Mr Coleman-Wright’s wife, soprano Cheryl Barker, has taught classical singing at the School of Music for the last couple of years. Some of the young singers she has nurtured will perform in Pocket Operas: reduced, 50-minute versions of Mozart classics The Marriage of Figaro (Wesley Uniting Church, May), and The Magic Flute (Albert Hall, June).

“When I was young and I started my career,” Mr Coleman-Wright said, “the instinct was to finish your course, get on the plane, and go. The world has rapidly changed. There’s so much talent here. It would be wonderful for [young artists] to have a lot of experience performing, and maybe not even need to travel as much as they think they have to. There’s so much competition all the time now, so if you’ve got roles behind you, and experience and performance on your ladder, when you do go overseas, you’ve got a different aura anyway.”

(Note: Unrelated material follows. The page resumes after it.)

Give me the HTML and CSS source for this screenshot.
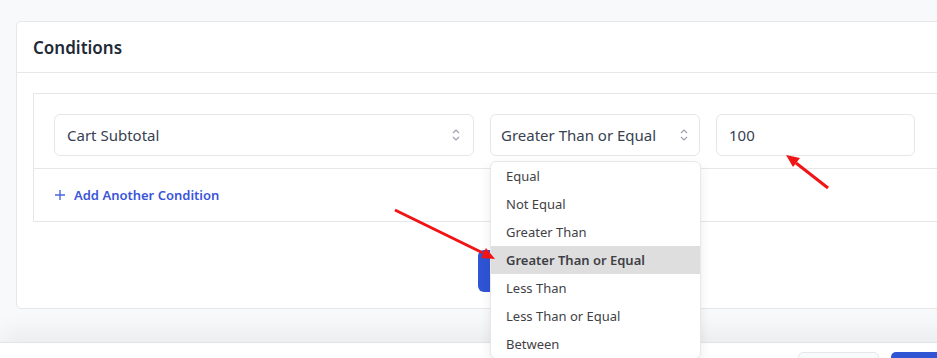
FILE: index.html
```html
<!DOCTYPE html>
<html lang="en">
  <head>
    <meta charset="UTF-8" />
    <meta name="viewport" content="width=device-width, initial-scale=1.0" />
    <title>Conditions</title>
    <link rel="stylesheet" href="styles.css">
  </head>
  <body>
    <div class="page">
      <div class="card">
        <div class="card-header">Conditions</div>
        <div class="card-body">
          <div class="rules">
            <div class="rule-row">
              <div class="select select-field">
                <span>Cart Subtotal</span>
                <svg class="chevrons" viewBox="0 0 10 16">
                  <path d="M2 6l3-3 3 3M2 10l3 3 3-3" />
                </svg>
              </div>
              <div class="select-wrap">
                <div class="select select-op">
                  <span>Greater Than or Equal</span>
                  <svg class="chevrons" viewBox="0 0 10 16">
                    <path d="M2 6l3-3 3 3M2 10l3 3 3-3" />
                  </svg>
                </div>
                <ul class="menu">
                  <li>Equal</li>
                  <li>Not Equal</li>
                  <li>Greater Than</li>
                  <li class="active">Greater Than or Equal</li>
                  <li>Less Than</li>
                  <li>Less Than or Equal</li>
                  <li>Between</li>
                </ul>
              </div>
              <div class="select select-value"><span>100</span></div>
            </div>
            <div class="rules-footer">
              <a class="add-link" href="#">
                <svg class="plus" viewBox="0 0 12 12">
                  <path d="M6 1v10M1 6h10" />
                </svg>
                Add Another Condition
              </a>
            </div>
          </div>
          <div class="actions">
            <button class="btn-primary">Save</button>
          </div>
        </div>
      </div>
    </div>

    <div class="footer">
      <button class="btn-light">Cancel</button>
      <button class="btn-blue">Save</button>
    </div>

    <!-- annotation arrows -->
    <svg class="annotations" viewBox="0 0 937 358">
      <line x1="828" y1="188" x2="796" y2="163" />
      <polygon points="786,155 800,158 793,167" />
      <line x1="395" y1="210" x2="483" y2="253" />
      <polygon points="495,259 481,258 486,248" />
    </svg>
  </body>
</html>
```

FILE: styles.css
```css
* {
  margin: 0;
  padding: 0;
  box-sizing: border-box;
}

body {
  font-family: "Noto Sans", "Open Sans", sans-serif;
  background-color: #f8f9fb;
  color: #374151;
  overflow: hidden;
  height: 358px;
  position: relative;
}

.page {
  padding: 21px 0 0 16px;
}

.card {
  width: 1000px;
  background-color: #fff;
  border: 1px solid #e5e7eb;
  border-radius: 5px;
}

.card-header {
  height: 51px;
  padding: 0 16px;
  display: flex;
  align-items: center;
  border-bottom: 1px solid #e5e7eb;
  font-size: 17px;
  font-weight: 600;
  color: #1f2937;
}

.card-body {
  padding: 20px 16px 16px;
}

.rules {
  border: 1px solid #e5e7eb;
}

.rule-row {
  display: flex;
  gap: 16px;
  padding: 20px 20px 12px;
  border-bottom: 1px solid #e5e7eb;
}

.select {
  height: 42px;
  border: 1px solid #e5e7eb;
  border-radius: 6px;
  display: flex;
  align-items: center;
  justify-content: space-between;
  padding: 0 12px;
  font-size: 15px;
  color: #374151;
  background-color: #fff;
}

.select-field {
  width: 420px;
}

.select-wrap {
  position: relative;
}

.select-op {
  width: 210px;
  padding-left: 10px;
  padding-right: 10px;
}

.select-value {
  width: 199px;
}

.chevrons {
  width: 10px;
  height: 16px;
  fill: none;
  stroke: #9ca3af;
  stroke-width: 1.2;
}

.menu {
  position: absolute;
  top: 47px;
  left: 0;
  width: 211px;
  list-style: none;
  background-color: #fff;
  border: 1px solid #e5e7eb;
  border-radius: 6px;
  box-shadow: 0 4px 12px rgba(0, 0, 0, 0.08);
  z-index: 5;
  overflow: hidden;
}

.menu li {
  height: 28px;
  display: flex;
  align-items: center;
  padding-left: 15px;
  font-size: 13px;
  color: #3f3f46;
}

.menu li.active {
  background-color: #dedede;
  font-weight: 600;
  color: #3f3f46;
}

.rules-footer {
  height: 52px;
  display: flex;
  align-items: center;
  padding: 0 20px;
}

.add-link {
  display: flex;
  align-items: center;
  gap: 8px;
  font-size: 13px;
  font-weight: 600;
  color: #3b55d9;
  text-decoration: none;
}

.plus {
  width: 12px;
  height: 12px;
  stroke: #4c66dd;
  stroke-width: 1.4;
}

.actions {
  display: flex;
  padding: 28px 0 0 445px;
}

.btn-primary {
  width: 90px;
  height: 42px;
  border: none;
  border-radius: 6px;
  background-color: #2f54d4;
  color: #fff;
  font-family: inherit;
  font-size: 14px;
}

.footer {
  position: absolute;
  left: 0;
  top: 342px;
  width: 1000px;
  height: 60px;
  background-color: #fff;
  border-top: 1px solid #e2e4e8;
  box-shadow: 0 -12px 22px rgba(0, 0, 0, 0.05);
  display: flex;
  justify-content: flex-end;
  gap: 12px;
  padding: 9px 16px 0 0;
}

.btn-light {
  width: 81px;
  height: 36px;
  border: 1px solid #e5e7eb;
  border-radius: 5px;
  background-color: #f9fafb;
  font-family: inherit;
  font-size: 14px;
}

.btn-blue {
  width: 93px;
  height: 36px;
  border: none;
  border-radius: 5px;
  background-color: #2f54d4;
  color: #fff;
  font-family: inherit;
  font-size: 14px;
}

.annotations {
  position: absolute;
  left: 0;
  top: 0;
  width: 937px;
  height: 358px;
  z-index: 10;
  pointer-events: none;
}

.annotations line {
  stroke: #f01414;
  stroke-width: 3;
}

.annotations polygon {
  fill: #f01414;
}
```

National Opera will draw on the theatrical and musical riches of Canberra. Tito will be accompanied by the Canberra Symphony Orchestra, under the baton of Dane Lam, principal conductor and artistic director of China’s Xi’an Symphony Orchestra. Countertenor Tobias Cole, artistic director of the Canberra Choral Society, will act as chorusmaster. The costume and lighting designers are also Canberra-based.

Mezzo Catherine Carby, an ANU School of Music graduate.

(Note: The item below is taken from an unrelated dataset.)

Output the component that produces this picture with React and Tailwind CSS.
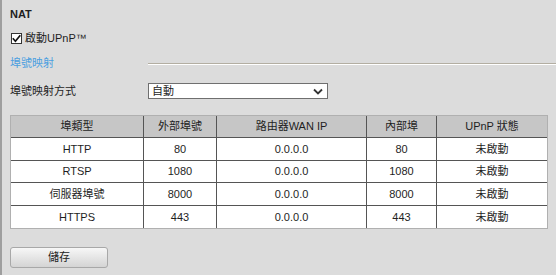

“I would love to bring all the resources of Canberra together,” Mr Coleman-Wright said. “I see it really as a major collaboration for Canberra that will put Canberra firmly on the international map. I want people to say: ‘Let’s go to Canberra; we’ll see great opera, we’ll hear great music and symphonies.’ That’s the dream.”

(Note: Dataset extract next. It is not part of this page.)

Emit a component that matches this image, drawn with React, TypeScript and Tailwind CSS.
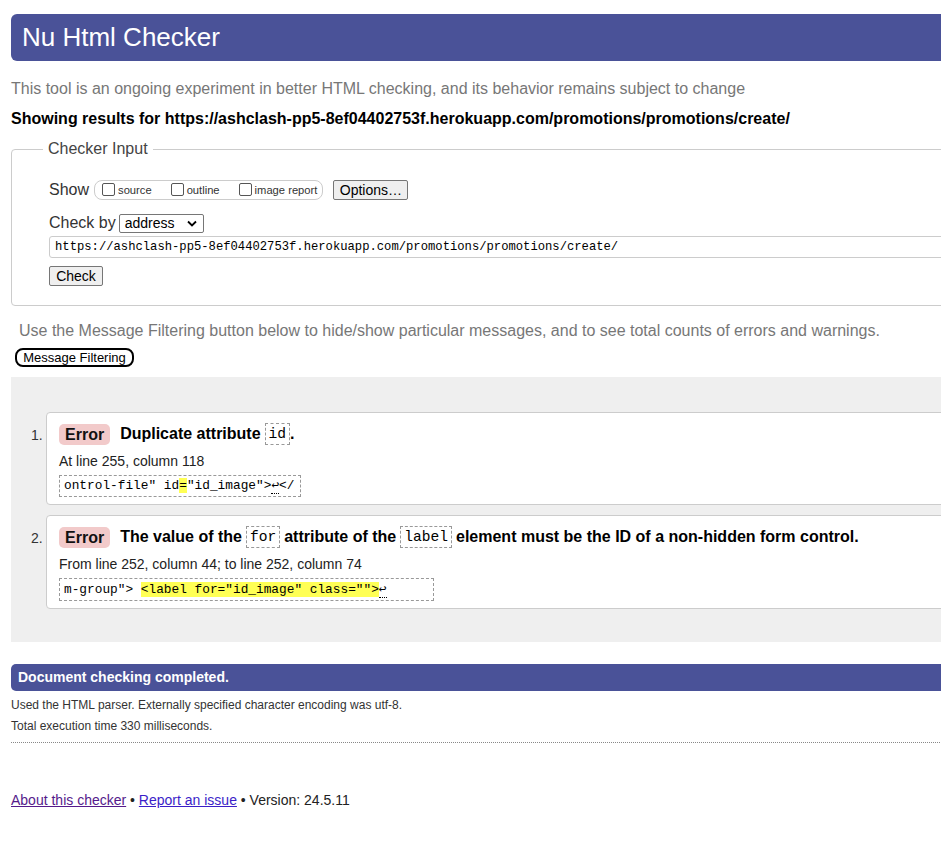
import React from 'react';

const mono = "font-['Liberation_Mono','DejaVu_Sans_Mono',monospace]";

function Code({ children }: { children: React.ReactNode }) {
  return (
    <code
      className={`${mono} inline-block border border-dashed border-[#999] px-[3px] text-[14.6px] leading-[20px] font-normal align-middle`}
    >
      {children}
    </code>
  );
}

function Badge() {
  return (
    <span className="inline-block h-[21px] rounded-[5px] bg-[#f2caca] px-[6px] text-[16px] leading-[21px] font-bold text-[#111]">
      Error
    </span>
  );
}

function Lf() {
  return <span className="border-b border-dotted border-black">↩</span>;
}

function Check({ label, first }: { label: string; first?: boolean }) {
  return (
    <label className={first ? 'flex items-center' : 'ml-[19px] flex items-center'}>
      <span className="block h-[13px] w-[13px] shrink-0 rounded-[2px] border border-[#555] bg-white" />
      <span className="ml-[3px]">{label}</span>
    </label>
  );
}

export default function App() {
  return (
    <div className="w-[941px] h-[844px] overflow-hidden bg-white text-[#222] font-['Liberation_Sans',Arial,sans-serif]">
      <div className="w-[1000px] pl-[11px] pt-[14px]">
        <h1 className="h-[47px] rounded-[6px] bg-[#4a5298] pl-[11px] text-[26px] leading-[47px] text-white">
          Nu Html Checker
        </h1>

        <p className="mt-[18px] text-[16px] leading-[20px] text-[#777]">
          This tool is an ongoing experiment in better HTML checking, and its behavior remains subject to change
        </p>
        <p className="mt-[10px] text-[16px] leading-[20px] font-bold text-black">
          Showing results for https://ashclash-pp5-8ef04402753f.herokuapp.com/promotions/promotions/create/
        </p>

        <fieldset className="mt-[11px] rounded-[4px] border border-[#ccc] pl-[37px] pb-[17px]">
          <legend className="-ml-[6px] px-[5px] text-[16px] leading-[18px] text-[#444]">Checker Input</legend>

          <div className="mt-[22px] flex items-center h-[20px]">
            <span className="text-[16px] text-[#333]">Show</span>
            <div className="ml-[5px] flex h-[20px] items-center rounded-[8px] border border-[#ccc] pl-[7px] pr-[5px] text-[11.2px] text-[#333]">
              <Check label="source" first />
              <Check label="outline" />
              <Check label="image report" />
            </div>
            <button className="ml-[10px] h-[20px] w-[75px] rounded-[2px] border border-[#767676] bg-[#efefef] text-[14px] leading-[18px] text-black">
              Options…
            </button>
          </div>

          <div className="mt-[13px] flex items-center h-[20px]">
            <span className="text-[16px] text-[#333]">Check by</span>
            <div className="ml-[3px] flex h-[19px] w-[85px] items-center justify-between rounded-[2px] border border-[#767676] pl-[5px] pr-[6px] text-[14px] text-black">
              <span>address</span>
              <svg width="10" height="7" viewBox="0 0 10 7">
                <path d="M1 1.5 L5 5.5 L9 1.5" fill="none" stroke="#000" strokeWidth="1.8" />
              </svg>
            </div>
          </div>

          <div
            className={`${mono} mt-[3px] flex h-[22px] items-center rounded-l-[3px] border border-[#ccc] pl-[5px] text-[12.2px] text-black`}
          >
            https://ashclash-pp5-8ef04402753f.herokuapp.com/promotions/promotions/create/
          </div>

          <button className="mt-[8px] h-[20px] w-[54px] rounded-[2px] border border-[#767676] bg-[#efefef] text-[14px] leading-[18px] text-black">
            Check
          </button>
        </fieldset>

        <p className="ml-[8px] mt-[15px] text-[16px] leading-[20px] text-[#777]">
          Use the Message Filtering button below to hide/show particular messages, and to see total counts of errors and warnings.
        </p>
        <button className="ml-[4px] mt-[7px] h-[19px] w-[119px] rounded-[8px] border-2 border-black text-[13px] leading-[15px] text-black">
          Message Filtering
        </button>

        <div className="mt-[8px] bg-[#efefef] pl-[35px] pt-[35px] pb-[33px]">
          <ol className="flex flex-col gap-[10px]">
            <li className="relative rounded-[4px] border border-[#ccc] bg-white pl-[12px] pt-[10px] pb-[7px]">
              <span className="absolute -left-[16px] top-[12px] text-[14px] text-[#333]">1.</span>
              <div className="flex items-center text-[16px] font-bold text-black h-[22px]">
                <Badge />
                <span className="ml-[10px] mr-[4px]">Duplicate attribute</span>
                <Code>id</Code>
                <span>.</span>
              </div>
              <p className="mt-[7px] text-[14px] leading-[18px] text-[#222]">At line 255, column 118</p>
              <div
                className={`${mono} mt-[5px] inline-block h-[22px] border border-dashed border-[#999] pl-[4px] pr-[6px] text-[12.8px] leading-[20px] text-black`}
              >
                ontrol-file" id<span className="bg-[#ffff55]">=</span>"id_image"&gt;<Lf />&lt;/
              </div>
            </li>

            <li className="relative rounded-[4px] border border-[#ccc] bg-white pl-[12px] pt-[10px] pb-[7px]">
              <span className="absolute -left-[16px] top-[12px] text-[14px] text-[#333]">2.</span>
              <div className="flex items-center text-[16px] font-bold text-black h-[22px]">
                <Badge />
                <span className="ml-[10px] mr-[4px]">The value of the</span>
                <Code>for</Code>
                <span className="mx-[4px]">attribute of the</span>
                <Code>label</Code>
                <span className="ml-[4px]">element must be the ID of a non-hidden form control.</span>
              </div>
              <p className="mt-[7px] text-[14px] leading-[18px] text-[#222]">
                From line 252, column 44; to line 252, column 74
              </p>
              <div
                className={`${mono} mt-[5px] inline-block h-[23px] w-[375px] border border-dashed border-[#999] pl-[4px] text-[12.8px] leading-[21px] text-black whitespace-pre`}
              >
                m-group"&gt; <span className="bg-[#ffff55]">&lt;label for="id_image" class=""&gt;</span>
                <Lf />
              </div>
            </li>
          </ol>
        </div>

        <div className="mt-[22px] h-[27px] rounded-l-[5px] bg-[#4a5298] pl-[7px] text-[14px] leading-[27px] font-bold text-white">
          Document checking completed.
        </div>
        <p className="mt-[6px] text-[12px] leading-[16px] text-[#333]">
          Used the HTML parser. Externally specified character encoding was utf-8.
        </p>
        <p className="mt-[5px] text-[12px] leading-[16px] text-[#333]">Total execution time 330 milliseconds.</p>
        <div className="mt-[8px] border-t border-dotted border-[#888]" />

        <p className="mt-[48px] text-[14px] leading-[18px] text-[#222]">
          <a href="#" className="text-[#551a8b] underline">About this checker</a> •{' '}
          <a href="#" className="text-[#3b1ec8] underline">Report an issue</a> • Version: 24.5.11
        </p>
      </div>
    </div>
  );
}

Some of those great operas could be rarities. Inspired by Pinchgut Opera’s success in mounting often obscure Baroque pieces, Mr Coleman-Wright wants to produce works that are seldom staged. These adventurous choices could range from the French repertoire (Thomas’s Mignon or Saint-Saëns’s Samson et Dalila) to German Romanticism (such as Marschner’s Vampyr or Flotow’s Martha) to the bigger works of Richard Strauss.

“I’d love to be able to do that once a year, so that the whole of Australia can say: ‘Oh! They’re doing whatever’ – and come along and see it.”

Mr Coleman-Wright asked Canberra to embrace the new opera company. “What has been evident to me from the launch is just how much enthusiasm and positivity there was behind this. I would really love everyone to get on board and think: Well, this could be very exciting. Certainly, in a time when there’s so much negativity and so much misery, this is something positive.”

He wants to quell the mantra that opera is an elitist, inaccessible artform, full of pompous reception parties and armour-bearing ladies with horned helmets.

“This is going to be for everybody,” he said. Opera’s mixture of dramatic intensity and charismatic performances through beautiful music can take the listener to a different place.

“If it’s done well, it’s the ultimate art form, and everyone will have a great time.”